Said Wendell Pierce, who plays Detective William "Bunk" Moreland: "He told us from day one, 'It's a novel.' He had the novel in his head, and he wouldn't share with us."

It wasn't until last year that Simon told his cast that this season would be the last.

"If you get five years out of a TV show," Pierce said with a shrug, "that's pretty successful. I'm proud of it. . . . We showed the possibility of television used as an art."

This sensibility of art as mission statement pervades the conversations of everyone here. They don't talk about TV, they talk about "television." There is a sense of them being the earnest outsiders, messengers shining a klieg light on society's ills.

It was sweltering on the set of the cop shop: No cooling fans allowed during filming. Too noisy. It meant that between takes, the makeup artists rushed in to dab at the sweat on the faces of Pierce and Dominic West, the British actor who plays Officer James "Jimmy" McNulty.

At 9 p.m., it was time for "lunch," which was held in a giant tent outside the warehouse. Surrounding it were massive trailers: wardrobe trailers, caterer's trailers, even bathroom trailers." Folks were queuing in the food line, loading their plates with lobster tails, steak, and baked eggplant before heading into the tent.

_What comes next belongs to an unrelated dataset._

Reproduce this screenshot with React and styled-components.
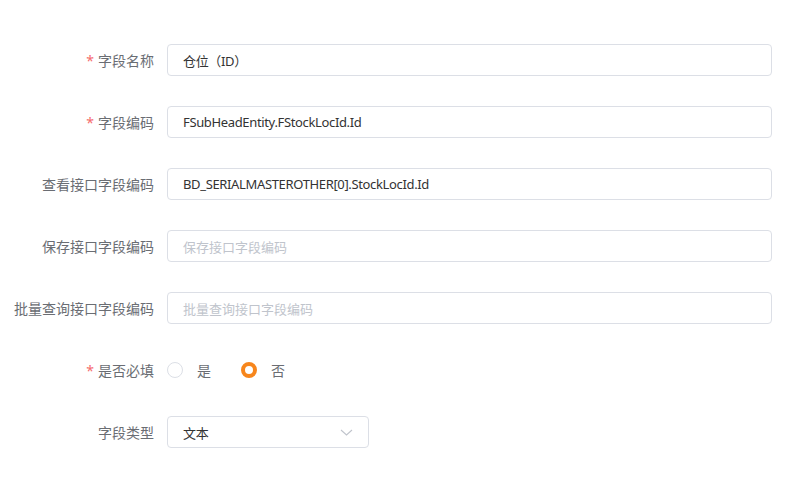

Notwithstanding the cameras, the makeup artists, and the high-rent grub, this was your standard office party. On the walls of the tent, a gag reel was projected, a litany of you-had-to-be-there jokes: close-ups of actors munching on chips, belching, cursing, a montage of the show's extravagant use of the F-word. Actors wandered in with their families, while Andre Royo, who played Bubbles, ran around, dressed like a newspaper peddler, handing out copies of a fake newspaper, "The Wire," with a giant headline: "HBO SERIES WRAPS PRODUCTION: Fifth season concludes in Baltimore; Emmy voters will be given one last shot to get it right."